On a recent trip to the Douro I discovered that crushing grapes by foot is still in full swing, however it’s not Port that’s being made but still wines and I thought they were delicious.


If you need some extra special pampering then wrap your toes in rose petals and have a glass of Douro wine.

My friend Stephanie and I recently had a conversation about the ultimate pedicure. We debated various potions and unguents then Stephanie suggested having each toe individually wrapped in a rose petal. I think that sounds perfect and the only way that this could be improved upon would be to drink an excellent glass of wine at the same time. 

One group of people whom I feel are deserving of such pampering (although I am first in the queue) are the grape crushers in the Douro Valley, Portugal. I recently visited the Douro and found out more about crushing grapes by foot than I ever expected to know short of jumping in the vat and paddling about myself.

The Douro is the only place where fruit is still crushed by the human foot (Unless there’s somewhere I haven’t heard of?). Grapes are put into huge concrete baths called lagars and then the crushers get in and set to work. It is easy to assume that immediately a bacchanalian free-for-all ensues.

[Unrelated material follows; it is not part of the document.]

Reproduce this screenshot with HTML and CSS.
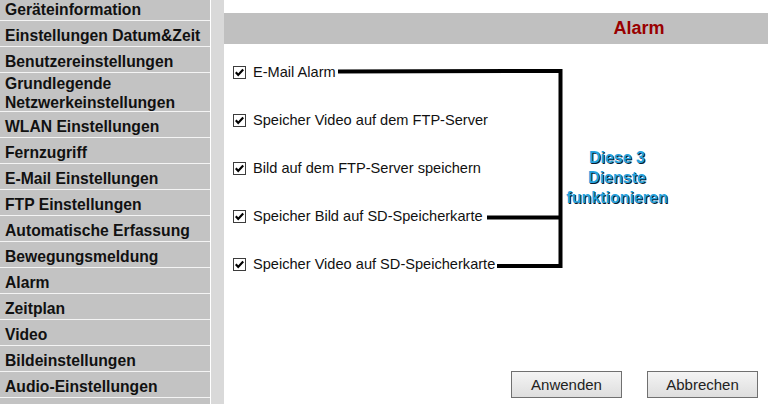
FILE: index.html
```html
<!DOCTYPE html>
<html lang="de">
<head>
<meta charset="utf-8">
<title>Alarm</title>
<link rel="stylesheet" href="styles.css">
</head>
<body>
<div class="page">
  <nav class="sidebar">
    <ul class="menu">
      <li>Geräteinformation</li>
      <li>Einstellungen Datum&amp;Zeit</li>
      <li>Benutzereinstellungen</li>
      <li class="double">Grundlegende<br>Netzwerkeinstellungen</li>
      <li>WLAN Einstellungen</li>
      <li>Fernzugriff</li>
      <li>E-Mail Einstellungen</li>
      <li>FTP Einstellungen</li>
      <li>Automatische Erfassung</li>
      <li>Bewegungsmeldung</li>
      <li>Alarm</li>
      <li>Zeitplan</li>
      <li>Video</li>
      <li>Bildeinstellungen</li>
      <li>Audio-Einstellungen</li>
      <li></li>
    </ul>
  </nav>
  <div class="gutter"></div>
  <main class="main">
    <div class="header"><span class="title">Alarm</span></div>
    <ul class="options">
      <li class="opt"><span class="cb"><svg viewBox="0 0 13 13" width="13" height="13"><path d="M2.8 6.3 L5.2 8.9 L10.2 3.6" fill="none" stroke="#000" stroke-width="2.2"/></svg></span>E-Mail Alarm</li>
      <li class="opt"><span class="cb"><svg viewBox="0 0 13 13" width="13" height="13"><path d="M2.8 6.3 L5.2 8.9 L10.2 3.6" fill="none" stroke="#000" stroke-width="2.2"/></svg></span>Speicher Video auf dem FTP-Server</li>
      <li class="opt"><span class="cb"><svg viewBox="0 0 13 13" width="13" height="13"><path d="M2.8 6.3 L5.2 8.9 L10.2 3.6" fill="none" stroke="#000" stroke-width="2.2"/></svg></span>Bild auf dem FTP-Server speichern</li>
      <li class="opt"><span class="cb"><svg viewBox="0 0 13 13" width="13" height="13"><path d="M2.8 6.3 L5.2 8.9 L10.2 3.6" fill="none" stroke="#000" stroke-width="2.2"/></svg></span>Speicher Bild auf SD-Speicherkarte</li>
      <li class="opt"><span class="cb"><svg viewBox="0 0 13 13" width="13" height="13"><path d="M2.8 6.3 L5.2 8.9 L10.2 3.6" fill="none" stroke="#000" stroke-width="2.2"/></svg></span>Speicher Video auf SD-Speicherkarte</li>
    </ul>
    <div class="buttons">
      <button class="btn">Anwenden</button>
      <button class="btn">Abbrechen</button>
    </div>
  </main>
  <svg class="bracket" width="768" height="404" viewBox="0 0 768 404">
    <path d="M338 71.5 L561 71" stroke="#000" stroke-width="4" fill="none"/>
    <path d="M560.5 69 L560.5 268" stroke="#000" stroke-width="4" fill="none"/>
    <path d="M487 217.5 L561 217.5" stroke="#000" stroke-width="4" fill="none"/>
    <path d="M497 266 L561 266" stroke="#000" stroke-width="4" fill="none"/>
  </svg>
  <div class="note">Diese 3<br>Dienste<br>funktionieren</div>
</div>
</body>
</html>
```
FILE: styles.css
```css
* { box-sizing: border-box; }
html, body { margin: 0; padding: 0; background: #fff; }
body { font-family: "Liberation Sans", Arial, sans-serif; }
.page {
  position: relative;
  width: 768px;
  height: 404px;
  overflow: hidden;
  display: flex;
}
.sidebar {
  width: 211px;
  flex: none;
  background: #c3c3c3;
  border-right: 1px solid #fff;
  overflow: hidden;
}
.menu {
  list-style: none;
  margin: -5px 0 0 0;
  padding: 0;
}
.menu li {
  font-size: 15.7px;
  font-weight: bold;
  line-height: 19px;
  color: #111;
  padding: 5px 5px 1px;
  border-bottom: 1px solid #f4f4f4;
  height: 26px;
  white-space: nowrap;
}
.menu li.double {
  height: 39px;
  padding: 1px 5px 0;
}
.gutter {
  width: 13px;
  flex: none;
  background: #d9d9d9;
}
.main {
  flex: 1;
  padding-top: 13px;
  display: flex;
  flex-direction: column;
}
.header {
  height: 31px;
  background: #c0c0c0;
  display: flex;
  align-items: center;
  justify-content: center;
  padding-left: 286px;
}
.title {
  color: #990000;
  font-weight: bold;
  font-size: 18px;
}
.options {
  list-style: none;
  margin: 4px 0 0 0;
  padding: 0 0 0 9px;
}
.opt {
  height: 48px;
  display: flex;
  align-items: center;
  font-size: 14.6px;
  color: #111;
}
.cb {
  width: 13px;
  height: 13px;
  border: 1px solid #3c3c3c;
  background: #fff;
  margin-right: 7px;
  display: flex;
  position: relative;
}
.cb svg { position: absolute; left: -1px; top: -1px; }
.buttons {
  display: flex;
  justify-content: flex-end;
  gap: 25px;
  padding-right: 10px;
  margin-top: 83px;
}
.btn {
  width: 111px;
  height: 27px;
  font-family: "Liberation Sans", Arial, sans-serif;
  font-size: 15px;
  color: #222;
  background: linear-gradient(#f4f4f4, #dedede);
  border: 1px solid #707070;
  border-radius: 0;
  padding: 0;
}
.bracket {
  position: absolute;
  left: 0;
  top: 0;
  pointer-events: none;
}
.note {
  position: absolute;
  left: 557px;
  top: 148px;
  width: 120px;
  text-align: center;
  font-size: 16px;
  font-weight: bold;
  line-height: 20px;
  color: #25a2de;
  text-shadow: 1px 1px 0 #0a1a30;
}
```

‘Not so’, says João Nicolau de Almeida, lead winemaker for Ramos Pinto. ‘People have to follow the controller. For the first two hours it is like a military march, very slow, very strict, they have to make sure all the grapes are crushed. Then we all have a glass of wine, the music starts and people can dance and enjoy themselves. The guy playing the accordion has to understand how people need to move to make sure all the grapes are crushed and macerated. Sometimes people form a train, other times they have to go backwards or right into the corners. The different dances and movements ensure that there is the right amount of pressure and the right amount of movement. But all of this is empirical knowledge; it is not something that has been scientifically researched.

Quinta do Bomfin

Quinta de Bomfin - it was a rare treat to stay in such a beautiful Quinta.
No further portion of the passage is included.